Sound: Here I have the usual problem of describing the sound in a meaningful way, but I'll go for saying this guitar has a warm, thick, sweet, syrupy tone - very sustaining; plenty of tonal variation available; warmth, tone, balance and volume well-maintained right up the neck. I very much like the complete absence of any harshness or brashness from this guitar. Almost anywhere on any string the sound has the same character, and is, to my ears, very balanced. Basslines seem very audible, yet are integrated into the overall sound, and there is no marked change in sound if the "bass" line strays onto higher strings or ventures up the neck. Not sure I'm explaining this well, but no frequencies seemed dominant or overpowering in any way. Very, very sweet indeed. Lovely for solo fingerstyle pieces and very satisfying as fingerstyle accompaniment to singing.
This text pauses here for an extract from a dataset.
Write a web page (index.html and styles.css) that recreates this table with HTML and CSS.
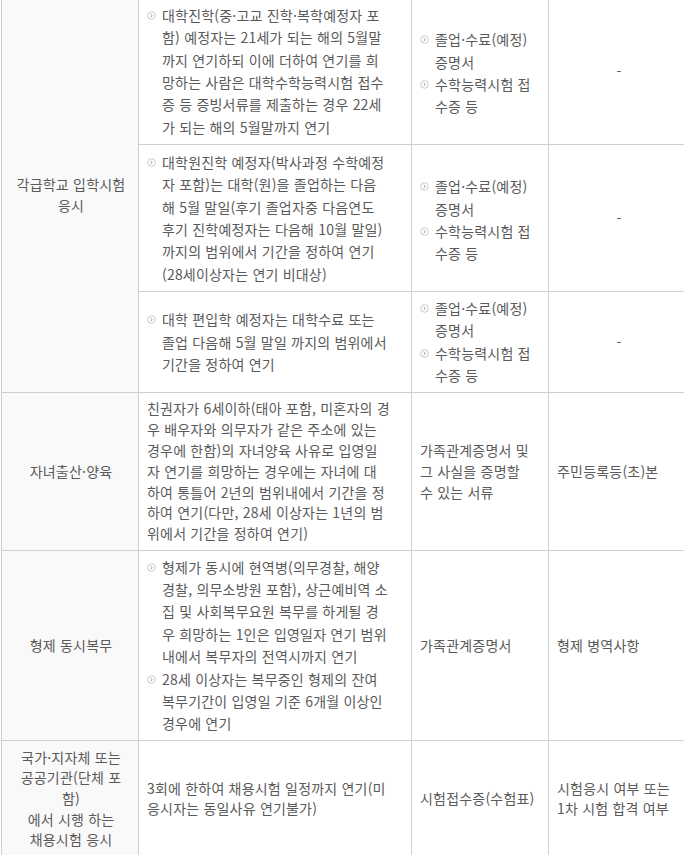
FILE: index.html
```html
<!DOCTYPE html>
<html lang="ko">
<head>
<meta charset="utf-8">
<title>입영일자 연기</title>
<link rel="stylesheet" href="styles.css">
</head>
<body>
<table class="tbl">
  <colgroup>
    <col class="c1"><col class="c2"><col class="c3"><col class="c4">
  </colgroup>
  <tbody>
    <tr class="r1">
      <th rowspan="3">각급학교 입학시험<br>응시</th>
      <td>
        <ul class="blist">
          <li><svg class="bul" viewBox="0 0 9 9"><circle cx="4.5" cy="4.5" r="3.8"/><path d="M3.7 3 L5.3 4.5 L3.7 6"/></svg>대학진학(중·고교 진학·복학예정자 포<br>함) 예정자는 21세가 되는 해의 5월말<br>까지 연기하되 이에 더하여 연기를 희<br>망하는 사람은 대학수학능력시험 접수<br>증 등 증빙서류를 제출하는 경우 22세<br>가 되는 해의 5월말까지 연기</li>
        </ul>
      </td>
      <td class="docs">
        <ul class="blist">
          <li><svg class="bul" viewBox="0 0 9 9"><circle cx="4.5" cy="4.5" r="3.8"/><path d="M3.7 3 L5.3 4.5 L3.7 6"/></svg>졸업·수료(예정)<br>증명서</li>
          <li><svg class="bul" viewBox="0 0 9 9"><circle cx="4.5" cy="4.5" r="3.8"/><path d="M3.7 3 L5.3 4.5 L3.7 6"/></svg>수학능력시험 접<br>수증 등</li>
        </ul>
      </td>
      <td class="center">-</td>
    </tr>
    <tr class="r2">
      <td>
        <ul class="blist">
          <li><svg class="bul" viewBox="0 0 9 9"><circle cx="4.5" cy="4.5" r="3.8"/><path d="M3.7 3 L5.3 4.5 L3.7 6"/></svg>대학원진학 예정자(박사과정 수학예정<br>자 포함)는 대학(원)을 졸업하는 다음<br>해 5월 말일(후기 졸업자중 다음연도<br>후기 진학예정자는 다음해 10월 말일)<br>까지의 범위에서 기간을 정하여 연기<br>(28세이상자는 연기 비대상)</li>
        </ul>
      </td>
      <td class="docs">
        <ul class="blist">
          <li><svg class="bul" viewBox="0 0 9 9"><circle cx="4.5" cy="4.5" r="3.8"/><path d="M3.7 3 L5.3 4.5 L3.7 6"/></svg>졸업·수료(예정)<br>증명서</li>
          <li><svg class="bul" viewBox="0 0 9 9"><circle cx="4.5" cy="4.5" r="3.8"/><path d="M3.7 3 L5.3 4.5 L3.7 6"/></svg>수학능력시험 접<br>수증 등</li>
        </ul>
      </td>
      <td class="center">-</td>
    </tr>
    <tr class="r3">
      <td>
        <ul class="blist">
          <li><svg class="bul" viewBox="0 0 9 9"><circle cx="4.5" cy="4.5" r="3.8"/><path d="M3.7 3 L5.3 4.5 L3.7 6"/></svg>대학 편입학 예정자는 대학수료 또는<br>졸업 다음해 5월 말일 까지의 범위에서<br>기간을 정하여 연기</li>
        </ul>
      </td>
      <td>
        <ul class="blist">
          <li><svg class="bul" viewBox="0 0 9 9"><circle cx="4.5" cy="4.5" r="3.8"/><path d="M3.7 3 L5.3 4.5 L3.7 6"/></svg>졸업·수료(예정)<br>증명서</li>
          <li><svg class="bul" viewBox="0 0 9 9"><circle cx="4.5" cy="4.5" r="3.8"/><path d="M3.7 3 L5.3 4.5 L3.7 6"/></svg>수학능력시험 접<br>수증 등</li>
        </ul>
      </td>
      <td class="center">-</td>
    </tr>
    <tr class="r4">
      <th>자녀출산·양육</th>
      <td class="plain">친권자가 6세이하(태아 포함, 미혼자의 경<br>우 배우자와 의무자가 같은 주소에 있는<br>경우에 한함)의 자녀양육 사유로 입영일<br>자 연기를 희망하는 경우에는 자녀에 대<br>하여 통틀어 2년의 범위내에서 기간을 정<br>하여 연기(다만, 28세 이상자는 1년의 범<br>위에서 기간을 정하여 연기)</td>
      <td class="plain">가족관계증명서 및<br>그 사실을 증명할<br>수 있는 서류</td>
      <td class="plain">주민등록등(초)본</td>
    </tr>
    <tr class="r5">
      <th>형제 동시복무</th>
      <td>
        <ul class="blist">
          <li><svg class="bul" viewBox="0 0 9 9"><circle cx="4.5" cy="4.5" r="3.8"/><path d="M3.7 3 L5.3 4.5 L3.7 6"/></svg>형제가 동시에 현역병(의무경찰, 해양<br>경찰, 의무소방원 포함), 상근예비역 소<br>집 및 사회복무요원 복무를 하게될 경<br>우 희망하는 1인은 입영일자 연기 범위<br>내에서 복무자의 전역시까지 연기</li>
          <li><svg class="bul" viewBox="0 0 9 9"><circle cx="4.5" cy="4.5" r="3.8"/><path d="M3.7 3 L5.3 4.5 L3.7 6"/></svg>28세 이상자는 복무중인 형제의 잔여<br>복무기간이 입영일 기준 6개월 이상인<br>경우에 연기</li>
        </ul>
      </td>
      <td class="plain">가족관계증명서</td>
      <td class="plain">형제 병역사항</td>
    </tr>
    <tr class="r6">
      <th>국가·지자체 또는<br>공공기관(단체 포<br>함)<br>에서 시행 하는<br>채용시험 응시</th>
      <td class="plain">3회에 한하여 채용시험 일정까지 연기(미<br>응시자는 동일사유 연기불가)</td>
      <td class="plain">시험접수증(수험표)</td>
      <td class="plain">시험응시 여부 또는<br>1차 시험 합격 여부</td>
    </tr>
  </tbody>
</table>
</body>
</html>
```

FILE: styles.css
```css
html, body {
  margin: 0;
  padding: 0;
  background: #ffffff;
  overflow: hidden;
}

body {
  font-family: "Noto Sans CJK KR", "Noto Sans", sans-serif;
  font-size: 14px;
  color: #5a5a5a;
  letter-spacing: 0.2px;
}

.tbl {
  border-collapse: collapse;
  table-layout: fixed;
  width: 686px;
  margin: -3px 0 0 1px;
}

.c1 { width: 137px; }
.c2 { width: 273px; }
.c3 { width: 137px; }
.c4 { width: 139px; }

.tbl th,
.tbl td {
  border: 1px solid #cfcfcf;
  padding: 5px 6px 5px 8px;
  vertical-align: middle;
  white-space: nowrap;
  text-align: left;
}

.tbl th {
  background: #f9f9f9;
  font-weight: normal;
  text-align: center;
  line-height: 20.6px;
}

.tbl td.center {
  text-align: center;
}

.tbl td.docs {
  padding-top: 9px;
}

.tbl td.plain {
  line-height: 20.8px;
}

.blist {
  list-style: none;
  margin: 0;
  padding: 0;
}

.blist li {
  line-height: 22.4px;
  padding-left: 15px;
  text-indent: -15px;
}

.bul {
  display: inline-block;
  width: 9px;
  height: 9px;
  margin-right: 6px;
  vertical-align: 1px;
  text-indent: 0;
}

.bul circle {
  fill: #ffffff;
  stroke: #c4c4c4;
  stroke-width: 0.9;
}

.bul path {
  fill: none;
  stroke: #8a8a8a;
  stroke-width: 0.9;
}

.r1 { height: 147px; }
.r2 { height: 147px; }
.r3 { height: 99px; }
.r4 { height: 158px; }
.r5 { height: 188px; }
.r6 { height: 116px; }
```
The Yew Butterfly, with its slightly greater volume and more presence to its tone cuts through better with other instruments, as Glyn and I found with a few minutes experimentation. Foolishly, I never got round to try a plectrum on this guitar, sorry! I had to try DADGAD just to repeat, by way of comparison, the piece I wrote for the Yew guitar .You can hear both recordings earlier in this thread. I very much like both sounds, but prefer, the smoother, sweeter sound from the Sapele guitar. Naturally, this tuning worked well on this guitar, though if it were mine I'd experiment slightly heavier B and top E strings, and maybe a heavier bottom E too. High capo positions were no problem for this guitar, the sound remaining balanced, toneful and tuneful. No tuning adjustments were necessary wherever I placed my Planet Waves NS or Shubb capo. The fairly constant depth of the neck meant that, once the Shubb screw was adjusted at any fret in my usual capo range (1-7), it could then be used at any other fret without having to readjust the screw. The soundport did a good job of perceptibly increasing the volume and enriching the tone to the player when compared to the "sock in port" sound.
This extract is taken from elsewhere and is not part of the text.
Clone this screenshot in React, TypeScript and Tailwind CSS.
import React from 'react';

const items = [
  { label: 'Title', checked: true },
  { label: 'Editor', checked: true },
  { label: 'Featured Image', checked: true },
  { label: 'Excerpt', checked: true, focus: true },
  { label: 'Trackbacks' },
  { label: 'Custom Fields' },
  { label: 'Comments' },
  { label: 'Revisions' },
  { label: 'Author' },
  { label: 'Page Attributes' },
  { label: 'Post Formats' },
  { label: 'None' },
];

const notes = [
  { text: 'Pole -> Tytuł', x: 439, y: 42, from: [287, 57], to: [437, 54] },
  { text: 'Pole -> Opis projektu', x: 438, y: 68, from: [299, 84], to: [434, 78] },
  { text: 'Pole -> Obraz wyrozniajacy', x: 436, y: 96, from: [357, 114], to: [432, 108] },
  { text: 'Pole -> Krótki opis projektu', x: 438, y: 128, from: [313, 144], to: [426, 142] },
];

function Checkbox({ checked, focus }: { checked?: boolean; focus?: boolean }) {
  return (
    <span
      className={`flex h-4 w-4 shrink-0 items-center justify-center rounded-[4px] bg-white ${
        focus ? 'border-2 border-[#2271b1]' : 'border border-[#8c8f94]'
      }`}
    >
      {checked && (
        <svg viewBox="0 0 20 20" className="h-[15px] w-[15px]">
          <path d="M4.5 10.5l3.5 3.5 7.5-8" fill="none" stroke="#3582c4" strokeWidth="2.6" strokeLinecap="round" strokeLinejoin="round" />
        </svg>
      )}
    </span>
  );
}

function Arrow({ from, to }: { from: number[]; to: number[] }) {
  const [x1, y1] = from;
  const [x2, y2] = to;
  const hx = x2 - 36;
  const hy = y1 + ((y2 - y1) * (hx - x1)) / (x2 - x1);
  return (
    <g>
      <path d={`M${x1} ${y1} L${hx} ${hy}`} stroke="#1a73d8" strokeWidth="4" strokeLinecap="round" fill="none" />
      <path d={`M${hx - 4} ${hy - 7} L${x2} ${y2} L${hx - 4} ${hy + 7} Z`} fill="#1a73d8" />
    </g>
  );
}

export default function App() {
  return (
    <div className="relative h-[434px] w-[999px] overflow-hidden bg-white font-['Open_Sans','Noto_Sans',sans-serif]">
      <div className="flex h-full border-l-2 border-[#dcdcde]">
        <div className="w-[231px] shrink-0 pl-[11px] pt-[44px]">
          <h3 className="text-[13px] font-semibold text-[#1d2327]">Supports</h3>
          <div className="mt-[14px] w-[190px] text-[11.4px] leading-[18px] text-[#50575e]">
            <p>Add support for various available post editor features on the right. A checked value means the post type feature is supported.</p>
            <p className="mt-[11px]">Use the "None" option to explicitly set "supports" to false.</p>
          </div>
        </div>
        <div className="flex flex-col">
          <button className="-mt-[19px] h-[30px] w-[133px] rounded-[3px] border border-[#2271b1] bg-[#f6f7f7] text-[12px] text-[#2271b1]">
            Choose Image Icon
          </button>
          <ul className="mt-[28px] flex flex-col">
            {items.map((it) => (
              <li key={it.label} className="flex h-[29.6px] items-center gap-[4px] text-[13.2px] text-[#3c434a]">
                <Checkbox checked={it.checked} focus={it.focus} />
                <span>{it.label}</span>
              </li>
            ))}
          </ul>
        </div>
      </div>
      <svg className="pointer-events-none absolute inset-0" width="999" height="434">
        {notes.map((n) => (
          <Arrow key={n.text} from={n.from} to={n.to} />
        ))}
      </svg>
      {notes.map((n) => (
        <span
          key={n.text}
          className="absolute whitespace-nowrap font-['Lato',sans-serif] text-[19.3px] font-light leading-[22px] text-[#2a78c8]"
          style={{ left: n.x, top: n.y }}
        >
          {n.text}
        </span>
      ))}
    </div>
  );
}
To conclude: Mmm, nice!! I like everything about this guitar, and, whilst I did enjoy the Yew Butterfly very much, the Sapele version really appealed to me greatly. Each guitar had its own engaging personality, together with easy playability, but the slightly dark elegance of tone and appearance possessed by the Sapele version were just what I enjoy. Dave has willingly gone to great lengths to set up this Double Road Trip, and to even greater lengths to ensure that the inevitable settling in problems with both instruments have been sorted out promptly and effectively. Various other small modifications to the guitars have also been made in response to players comments. I have hugely enjoyed playing both guitars in this Double Road Trip, and continue find it very interesting to hear the opinions and recordings of other participants. Thanks Dave, for everything! Keith.


August 2011: Paul, North Wales



August 2011: Phil, Oldham


Here's the guitar with Phil's Brook Torridge and Brunner travel guitar:



Here's Phil's arrangement of "Here, There and Everywhere" followed by Al Pettaway's arrangement of "Rise up my Love". Next are three DADGAD pieces -  Phil's own composition "For Kiera", Dennis Turbide's "Samuel" and Mark Thomson's "Sweetheart Abbey"- followed by "Piano Movers Rag" in standard tuning. Finally Phil's own composition "Lucy's Tune" .
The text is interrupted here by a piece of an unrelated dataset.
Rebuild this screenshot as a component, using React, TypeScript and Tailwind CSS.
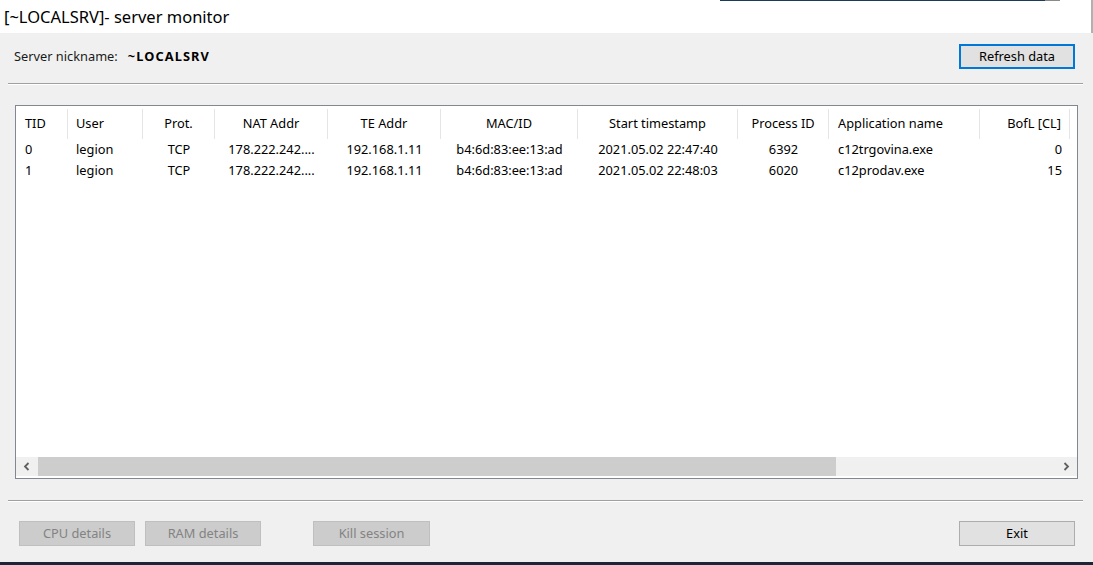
import React from "react";

/**
 * Server monitor window
 */
const columns = [
  { name: "TID", key: "tid", width: "w-[52px]", align: "text-left pl-[9px]" },
  { name: "User", key: "user", width: "w-[75px]", align: "text-left pl-[8px]" },
  { name: "Prot.", key: "prot", width: "w-[72px]", align: "text-center" },
  { name: "NAT Addr", key: "nat", width: "w-[113px]", align: "text-center" },
  { name: "TE Addr", key: "te", width: "w-[113px]", align: "text-center" },
  { name: "MAC/ID", key: "mac", width: "w-[137px]", align: "text-center" },
  { name: "Start timestamp", key: "start", width: "w-[160px]", align: "text-center" },
  { name: "Process ID", key: "pid", width: "w-[91px]", align: "text-center" },
  { name: "Application name", key: "app", width: "w-[151px]", align: "text-left pl-[9px]" },
  { name: "BofL [CL]", key: "bofl", width: "w-[90px]", align: "text-right pr-[8px]" },
];

const sessions: Record<string, string>[] = [
  {
    tid: "0",
    user: "legion",
    prot: "TCP",
    nat: "178.222.242....",
    te: "192.168.1.11",
    mac: "b4:6d:83:ee:13:ad",
    start: "2021.05.02 22:47:40",
    pid: "6392",
    app: "c12trgovina.exe",
    bofl: "0",
  },
  {
    tid: "1",
    user: "legion",
    prot: "TCP",
    nat: "178.222.242....",
    te: "192.168.1.11",
    mac: "b4:6d:83:ee:13:ad",
    start: "2021.05.02 22:48:03",
    pid: "6020",
    app: "c12prodav.exe",
    bofl: "15",
  },
];

const Chevron = ({ dir }: { dir: "left" | "right" }) => (
  <svg width="8" height="9" viewBox="0 0 8 9">
    <path
      d={dir === "left" ? "M5.5 1 L2 4.5 L5.5 8" : "M2.5 1 L6 4.5 L2.5 8"}
      fill="none"
      stroke="#606060"
      strokeWidth="1.8"
    />
  </svg>
);

export default function App() {
  return (
    <div
      className="w-[1093px] h-[565px] bg-[#f0f0f0] flex flex-col text-[12.8px] text-black overflow-hidden"
      style={{ fontFamily: '"Noto Sans", "Open Sans", sans-serif' }}
    >
      {/* Title bar */}
      <div className="h-[33px] bg-white border-r-2 border-[#b0b0b0] flex flex-col">
        <div className="flex h-px">
          <div className="w-[720px]" />
          <div className="w-[325px] bg-[#1d3a56]" />
          <div className="w-[15px] bg-[#8a8a8a]" />
        </div>
        <div className="flex-1 flex items-center pl-[4px] text-[16.5px] leading-none">
          [~LOCALSRV]- server monitor
        </div>
      </div>

      {/* Body */}
      <div className="flex-1 flex flex-col">
        <div className="mt-[11px] h-[25px] flex items-center justify-between pl-[14px] pr-[18px]">
          <div className="flex items-center">
            <span className="text-[#1a1a1a]">Server nickname:</span>
            <span className="ml-[10px] font-bold tracking-[1.1px]">~LOCALSRV</span>
          </div>
          <button className="w-[116px] h-[25px] bg-[#e1e1e1] border-2 border-[#0078d7]">
            Refresh data
          </button>
        </div>

        <div className="mt-[14px] ml-[8px] w-[1075px] border-t border-[#a0a0a0] border-b border-b-white" />

        {/* Session list */}
        <div className="mt-[20px] ml-[15px] w-[1063px] h-[374px] bg-white border border-[#828790] flex flex-col">
          <div className="h-[33px] flex items-center">
            {columns.map(col => (
              <div
                key={col.key}
                className={`${col.width} h-[30px] mt-[3px] flex items-center border-r border-[#e5e5e5] ${col.align}`}
              >
                <span className="w-full">{col.name}</span>
              </div>
            ))}
          </div>
          {sessions.map(row => (
            <div key={row.tid} className="h-[21px] flex items-center">
              {columns.map(col => (
                <div key={col.key} className={`${col.width} whitespace-nowrap ${col.align}`}>
                  {row[col.key]}
                </div>
              ))}
            </div>
          ))}
          <div className="flex-1" />
          {/* Horizontal scrollbar */}
          <div className="h-[19px] mb-[2px] bg-[#f0f0f0] flex items-center">
            <div className="w-[22px] flex items-center justify-center">
              <Chevron dir="left" />
            </div>
            <div className="w-[798px] h-full bg-[#cdcdcd]" />
            <div className="flex-1" />
            <div className="w-[22px] flex items-center justify-center">
              <Chevron dir="right" />
            </div>
          </div>
        </div>

        <div className="mt-[21px] ml-[8px] w-[1075px] border-t border-[#a0a0a0] border-b border-b-white" />

        {/* Action buttons */}
        <div className="mt-[19px] h-[25px] flex items-center pl-[19px] pr-[18px]">
          <button className="w-[116px] h-[25px] bg-[#cccccc] border border-[#bfbfbf] text-[#838383]">
            CPU details
          </button>
          <button className="ml-[10px] w-[116px] h-[25px] bg-[#cccccc] border border-[#bfbfbf] text-[#838383]">
            RAM details
          </button>
          <button className="ml-[52px] w-[117px] h-[25px] bg-[#cccccc] border border-[#bfbfbf] text-[#838383]">
            Kill session
          </button>
          <div className="flex-1" />
          <button className="w-[116px] h-[25px] bg-[#e1e1e1] border border-[#adadad]">Exit</button>
        </div>
      </div>

      <div className="h-[3px] bg-[#1c2635]" />
    </div>
  );
}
August/September 2011: Leo, Eccles


I love the look of this instrument. For me the Sapele looks striking and warm. I was also taken (and I didn't expect to be) by the slotted headstock. She was, however (there's always a however, isn't there?) just too small for me. I felt that, playing her while sitting down, I just engulfed her. My daughter loved the smaller body shape (she has a dreadnought but spends most of her time playing my Moon 0003). If I was to be ultra picky I would also say that, with the tuning gears and frets being silver, I would imagine that the strap buttons would have looked better if they had been silver, too (rather than gold). But that's just me! I loved her sound although I found top E to be quite strident - that is more likely to be my playing than the guitar - although nobody who listened to me playing mentioned it. She looks tiny next to Sybil as you can see from the photo. When I get the yew version, I reckon it could be a 'Mother and Daughter' photo!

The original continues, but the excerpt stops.